═══ SUPPLIED DATA ═══

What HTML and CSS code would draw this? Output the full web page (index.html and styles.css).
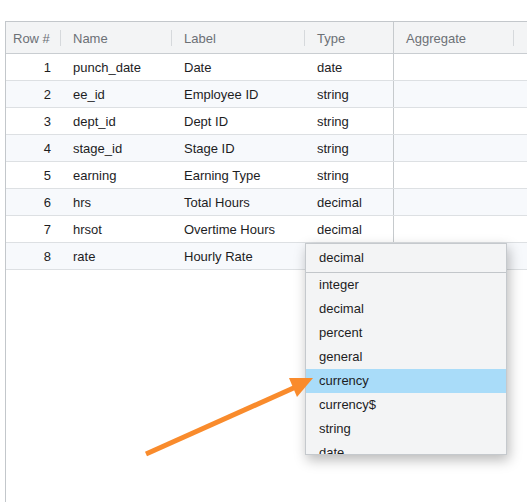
FILE: index.html
```html
<!DOCTYPE html>
<html>
<head>
<meta charset="utf-8">
<link rel="stylesheet" href="styles.css">
</head>
<body>
<div class="page">
  <div class="grid">
    <div class="row head">
      <div class="cell num sep">Row #</div>
      <div class="cell sep">Name</div>
      <div class="cell sep">Label</div>
      <div class="cell">Type</div>
      <div class="cell agg sep">Aggregate</div>
      <div class="cell"></div>
    </div>
    <div class="row"><div class="cell num">1</div><div class="cell">punch_date</div><div class="cell">Date</div><div class="cell">date</div><div class="cell agg"></div><div class="cell"></div></div>
    <div class="row alt"><div class="cell num">2</div><div class="cell">ee_id</div><div class="cell">Employee ID</div><div class="cell">string</div><div class="cell agg"></div><div class="cell"></div></div>
    <div class="row"><div class="cell num">3</div><div class="cell">dept_id</div><div class="cell">Dept ID</div><div class="cell">string</div><div class="cell agg"></div><div class="cell"></div></div>
    <div class="row alt"><div class="cell num">4</div><div class="cell">stage_id</div><div class="cell">Stage ID</div><div class="cell">string</div><div class="cell agg"></div><div class="cell"></div></div>
    <div class="row"><div class="cell num">5</div><div class="cell">earning</div><div class="cell">Earning Type</div><div class="cell">string</div><div class="cell agg"></div><div class="cell"></div></div>
    <div class="row alt"><div class="cell num">6</div><div class="cell">hrs</div><div class="cell">Total Hours</div><div class="cell">decimal</div><div class="cell agg"></div><div class="cell"></div></div>
    <div class="row"><div class="cell num">7</div><div class="cell">hrsot</div><div class="cell">Overtime Hours</div><div class="cell">decimal</div><div class="cell agg"></div><div class="cell"></div></div>
    <div class="row alt"><div class="cell num">8</div><div class="cell">rate</div><div class="cell">Hourly Rate</div><div class="cell"></div><div class="cell agg"></div><div class="cell"></div></div>
  </div>

  <div class="dropdown">
    <div class="dd-current">decimal</div>
    <ul class="dd-list">
      <li>integer</li>
      <li>decimal</li>
      <li>percent</li>
      <li>general</li>
      <li class="active">currency</li>
      <li>currency$</li>
      <li>string</li>
      <li>date</li>
    </ul>
  </div>

  <svg class="arrow" width="527" height="502" viewBox="0 0 527 502">
    <line x1="146" y1="454" x2="298" y2="386" stroke="#f98b2c" stroke-width="5"/>
    <polygon points="313,378 297,397 289,378" fill="#f98b2c"/>
  </svg>
</div>
</body>
</html>
```

FILE: styles.css
```css
html, body {
  margin: 0;
  padding: 0;
  background: #ffffff;
}
.page {
  position: relative;
  width: 527px;
  height: 502px;
  overflow: hidden;
  font-family: "Liberation Sans", Arial, sans-serif;
  font-size: 13px;
  color: #1d1d1f;
}
.grid {
  margin: 21px 0 0 5px;
  border-left: 1px solid #c3c7cb;
  border-top: 1px solid #c3c7cb;
  height: 481px;
}
.row {
  display: grid;
  grid-template-columns: 55px 111px 133px 88px 121px 1fr;
  height: 26px;
  border-bottom: 1px solid #dde0e3;
  background: #ffffff;
}
.row.alt {
  background: #f7f9fc;
}
.row.head {
  height: 31px;
  background: #f3f4f5;
  border-bottom: 1px solid #c9cdd1;
  color: #6c7075;
}
.cell {
  position: relative;
  display: flex;
  align-items: center;
  padding-left: 12px;
  padding-top: 1px;
  white-space: nowrap;
  overflow: hidden;
}
.cell.num {
  justify-content: flex-end;
  padding-left: 0;
  padding-right: 10px;
}
.head .cell.num {
  justify-content: flex-start;
  padding-left: 7px;
}
.cell.agg {
  border-left: 1px solid #c6cacd;
  padding-left: 12px;
}
.head .cell.sep::after {
  content: "";
  position: absolute;
  right: 0;
  top: 8px;
  width: 1px;
  height: 16px;
  background: #d6d9dc;
}
.dropdown {
  position: absolute;
  left: 305px;
  top: 243px;
  width: 200px;
  height: 210px;
  background: #f3f4f5;
  border: 1px solid #c5c9cd;
  box-shadow: 2px 5px 12px rgba(0, 0, 0, 0.28);
  overflow: hidden;
}
.dd-current {
  height: 28px;
  line-height: 28px;
  padding-left: 13px;
  border-bottom: 1px solid #c2c6ca;
}
.dd-list {
  list-style: none;
  margin: 0;
  padding: 0;
}
.dd-list li {
  height: 24px;
  line-height: 24px;
  padding-left: 13px;
}
.dd-list li.active {
  background: #a9dcf9;
}
.arrow {
  position: absolute;
  left: 0;
  top: 0;
}
```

═══

CHALLENGE: Write out the full set of lines verbatim, without the pictures.

IN RESPONSE:
What HTML and CSS code would draw this? Output the full web page (index.html and styles.css).
FILE: index.html
```html
<!DOCTYPE html>
<html>
<head>
<meta charset="utf-8">
<link rel="stylesheet" href="styles.css">
</head>
<body>
<div class="page">
  <div class="grid">
    <div class="row head">
      <div class="cell num sep">Row #</div>
      <div class="cell sep">Name</div>
      <div class="cell sep">Label</div>
      <div class="cell">Type</div>
      <div class="cell agg sep">Aggregate</div>
      <div class="cell"></div>
    </div>
    <div class="row"><div class="cell num">1</div><div class="cell">punch_date</div><div class="cell">Date</div><div class="cell">date</div><div class="cell agg"></div><div class="cell"></div></div>
    <div class="row alt"><div class="cell num">2</div><div class="cell">ee_id</div><div class="cell">Employee ID</div><div class="cell">string</div><div class="cell agg"></div><div class="cell"></div></div>
    <div class="row"><div class="cell num">3</div><div class="cell">dept_id</div><div class="cell">Dept ID</div><div class="cell">string</div><div class="cell agg"></div><div class="cell"></div></div>
    <div class="row alt"><div class="cell num">4</div><div class="cell">stage_id</div><div class="cell">Stage ID</div><div class="cell">string</div><div class="cell agg"></div><div class="cell"></div></div>
    <div class="row"><div class="cell num">5</div><div class="cell">earning</div><div class="cell">Earning Type</div><div class="cell">string</div><div class="cell agg"></div><div class="cell"></div></div>
    <div class="row alt"><div class="cell num">6</div><div class="cell">hrs</div><div class="cell">Total Hours</div><div class="cell">decimal</div><div class="cell agg"></div><div class="cell"></div></div>
    <div class="row"><div class="cell num">7</div><div class="cell">hrsot</div><div class="cell">Overtime Hours</div><div class="cell">decimal</div><div class="cell agg"></div><div class="cell"></div></div>
    <div class="row alt"><div class="cell num">8</div><div class="cell">rate</div><div class="cell">Hourly Rate</div><div class="cell"></div><div class="cell agg"></div><div class="cell"></div></div>
  </div>

  <div class="dropdown">
    <div class="dd-current">decimal</div>
    <ul class="dd-list">
      <li>integer</li>
      <li>decimal</li>
      <li>percent</li>
      <li>general</li>
      <li class="active">currency</li>
      <li>currency$</li>
      <li>string</li>
      <li>date</li>
    </ul>
  </div>

  <svg class="arrow" width="527" height="502" viewBox="0 0 527 502">
    <line x1="146" y1="454" x2="298" y2="386" stroke="#f98b2c" stroke-width="5"/>
    <polygon points="313,378 297,397 289,378" fill="#f98b2c"/>
  </svg>
</div>
</body>
</html>
```

FILE: styles.css
```css
html, body {
  margin: 0;
  padding: 0;
  background: #ffffff;
}
.page {
  position: relative;
  width: 527px;
  height: 502px;
  overflow: hidden;
  font-family: "Liberation Sans", Arial, sans-serif;
  font-size: 13px;
  color: #1d1d1f;
}
.grid {
  margin: 21px 0 0 5px;
  border-left: 1px solid #c3c7cb;
  border-top: 1px solid #c3c7cb;
  height: 481px;
}
.row {
  display: grid;
  grid-template-columns: 55px 111px 133px 88px 121px 1fr;
  height: 26px;
  border-bottom: 1px solid #dde0e3;
  background: #ffffff;
}
.row.alt {
  background: #f7f9fc;
}
.row.head {
  height: 31px;
  background: #f3f4f5;
  border-bottom: 1px solid #c9cdd1;
  color: #6c7075;
}
.cell {
  position: relative;
  display: flex;
  align-items: center;
  padding-left: 12px;
  padding-top: 1px;
  white-space: nowrap;
  overflow: hidden;
}
.cell.num {
  justify-content: flex-end;
  padding-left: 0;
  padding-right: 10px;
}
.head .cell.num {
  justify-content: flex-start;
  padding-left: 7px;
}
.cell.agg {
  border-left: 1px solid #c6cacd;
  padding-left: 12px;
}
.head .cell.sep::after {
  content: "";
  position: absolute;
  right: 0;
  top: 8px;
  width: 1px;
  height: 16px;
  background: #d6d9dc;
}
.dropdown {
  position: absolute;
  left: 305px;
  top: 243px;
  width: 200px;
  height: 210px;
  background: #f3f4f5;
  border: 1px solid #c5c9cd;
  box-shadow: 2px 5px 12px rgba(0, 0, 0, 0.28);
  overflow: hidden;
}
.dd-current {
  height: 28px;
  line-height: 28px;
  padding-left: 13px;
  border-bottom: 1px solid #c2c6ca;
}
.dd-list {
  list-style: none;
  margin: 0;
  padding: 0;
}
.dd-list li {
  height: 24px;
  line-height: 24px;
  padding-left: 13px;
}
.dd-list li.active {
  background: #a9dcf9;
}
.arrow {
  position: absolute;
  left: 0;
  top: 0;
}
```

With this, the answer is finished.